If Mr Quaide seriously believes "oppression and poverty" were "inflicted" on Central America by President Reagan, I highly recommend Manual del Perfecto Idiota Latinoamericano (Manual for the Perfect Latin American Idiot), an entertaining round-up of the good old days by three reformed lefties, Carlos Alberto Montaner, Plinio Apuleyo Mendoza and Alvaro Vargas Llosa.

"I confess here that I only have one pair of shoes," the corrupt Peruvian President Alan Garcia touchingly declared. "I really do not need more." A casual glance at the week's official photographs revealed that his footwear inventory was as unreliable as the rest of the government statistics.

What changed the dynamic in the region? Two things: Mrs Thatcher's Falklands War, which was a decisive defeat for Latin-American macho militarism; and Ronald Reagan's determination to roll back Communist expansion, at a time of Castro-friendly coups in Grenada and elsewhere.

After the 1982 US-backed elections in El Salvador, Reagan addressed Parliament in London and committed America to a "campaign for democracy". This was as big a break with the realpolitik crowd on Central America as last year's Bush speech - also at Westminster, also on liberty - was with the realpolitik crowd on the Middle East.

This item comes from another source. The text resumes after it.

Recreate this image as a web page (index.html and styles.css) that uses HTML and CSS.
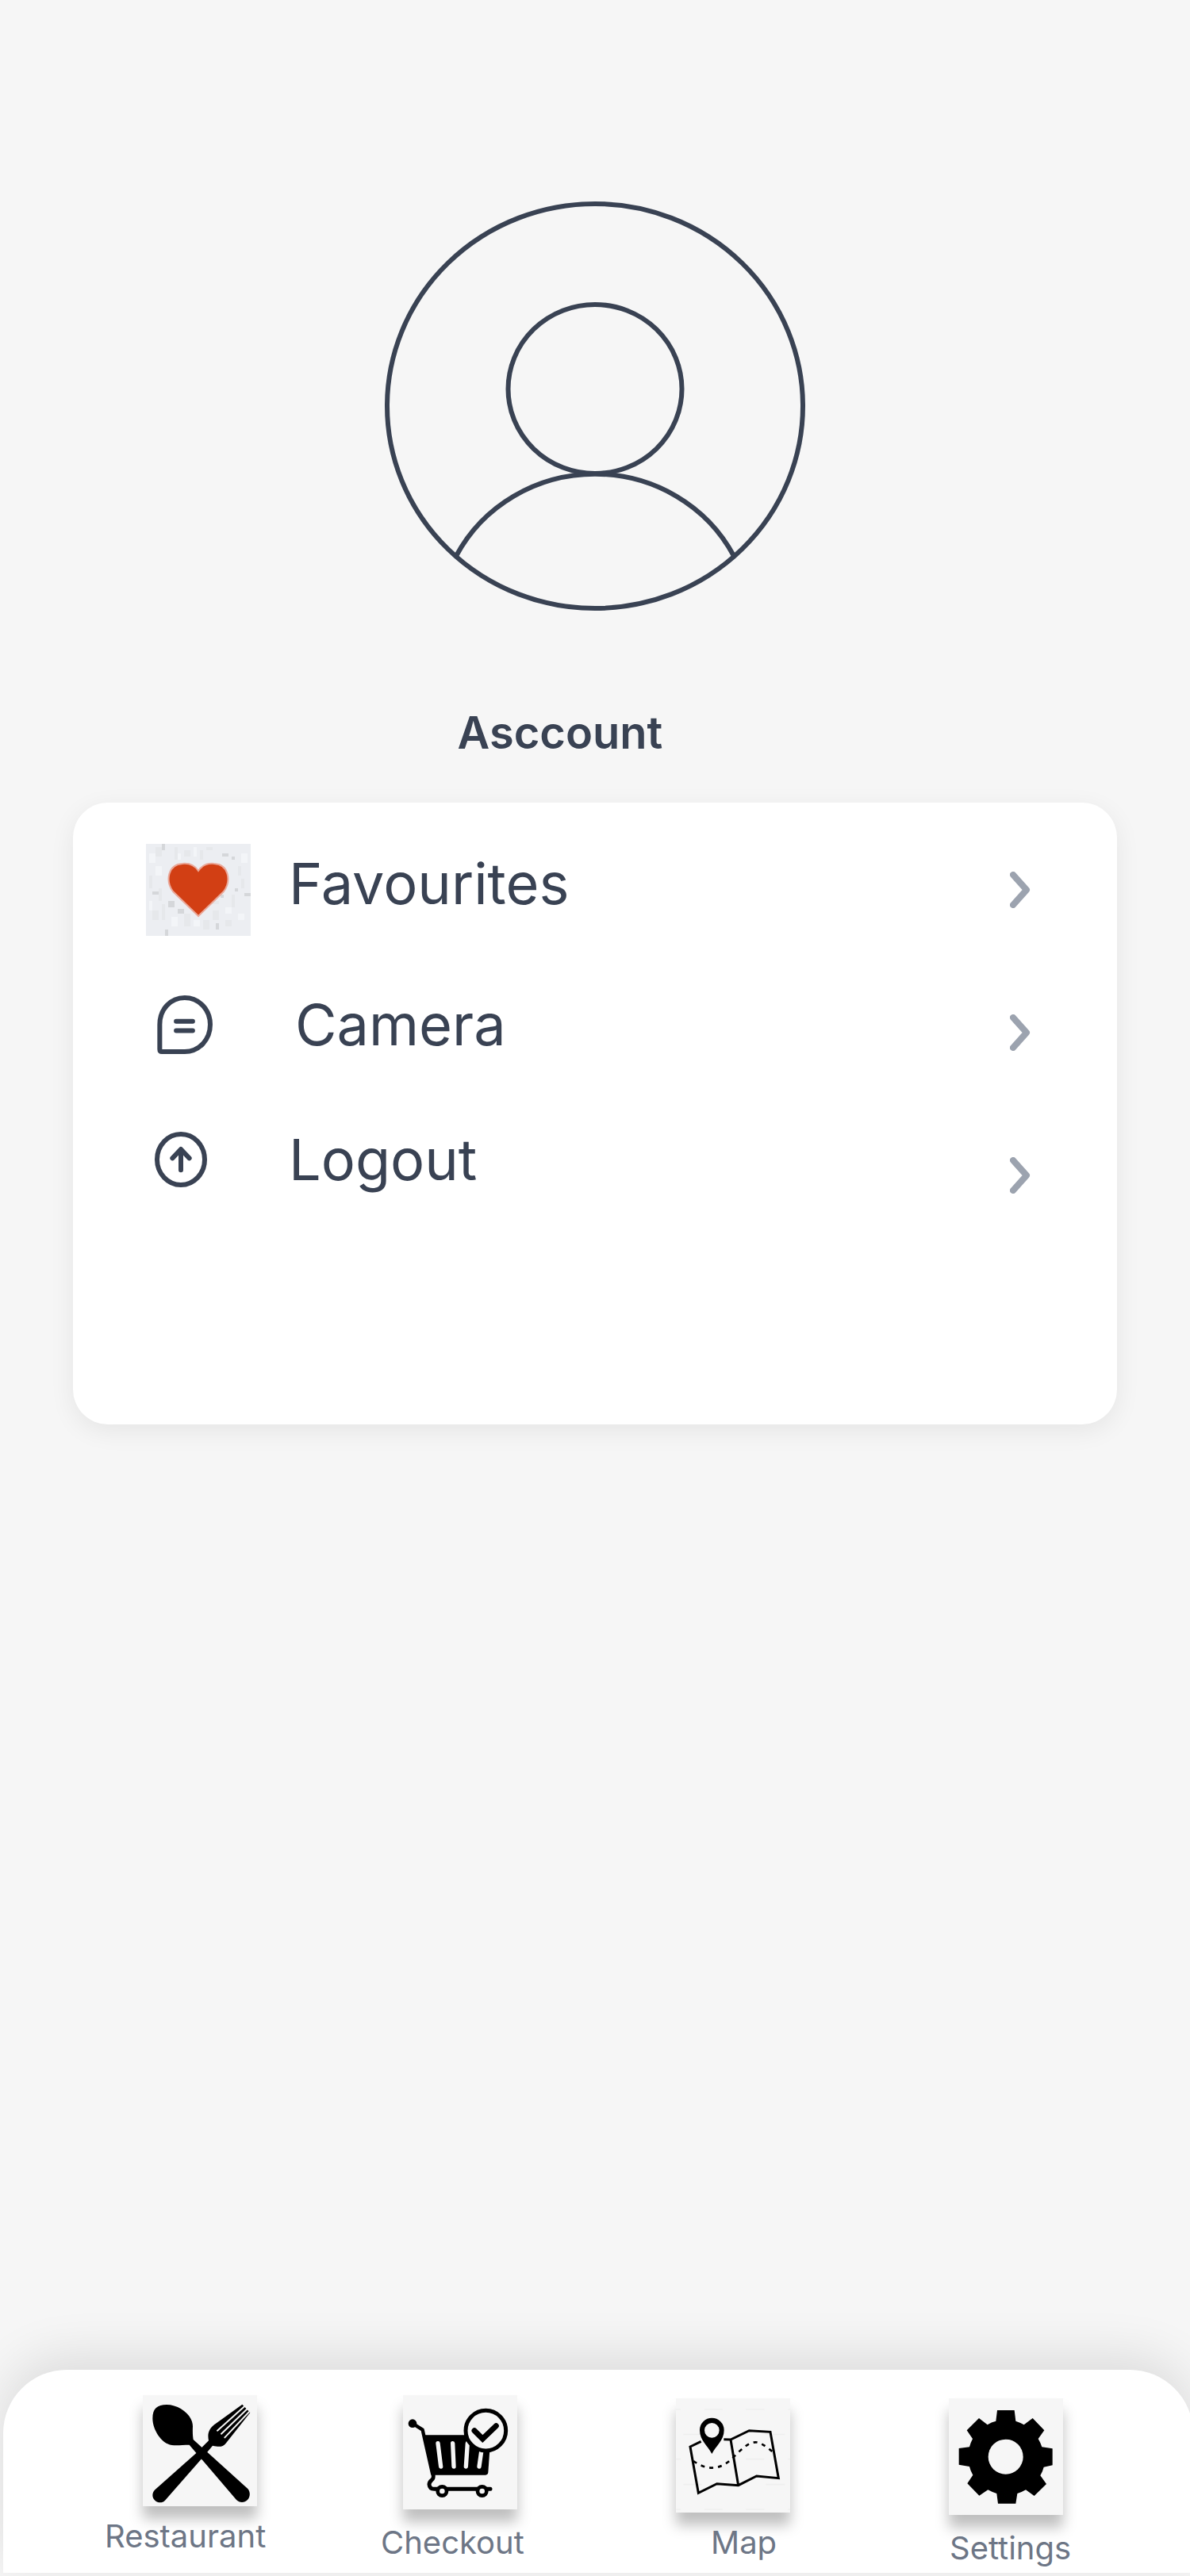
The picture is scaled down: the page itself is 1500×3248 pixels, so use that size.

If you think the democratisation of Arabia is a long shot, so was the democratisation of Latin America. But it happened. And the only thing to argue about is how much credit you want to give the Reagan doctrine.

You want to blame the US for acts of genocide against the Mayans by the Guatemalan military? As you wish. But that, in fact, is an example of what happens when Washington is absent.

The Guatemalans reckoned they could handle the insurgency and buy arms on the international market, so they set to it, without any pesky foreigners around to complain about human-rights abuses (unlike, say, the Balkans, where the atrocities occur in plain sight of the UN peacekeepers).

But anyone who thinks Reagan wanted to oppress Central Americans and keep them in poverty doesn't understand his profound belief in economic prosperity as the engine of peace and freedom.

Central America in the first half of the 1980s had negative GDP growth, minus one per cent. In the second half, there was annual GDP growth of 2 per cent; in the 1990s, 5 per cent.

Throughout Latin America, voters turned to parties which promoted privatisation, free trade, hard currencies - or, in a word, Reaganomics. Ask yourself this: does today's Latin America incline closer to western values or Che and Fidel's?

Fernando Henrique Cardoso knew the answer. He wound up as president of Brazil, abandoned "dependency theory", embraced globalisation, and advised his people to "forget everything I wrote".

They did. Maybe the West's dewy-eyed liberation theologists still mooning for Daniel Ortega should do the same.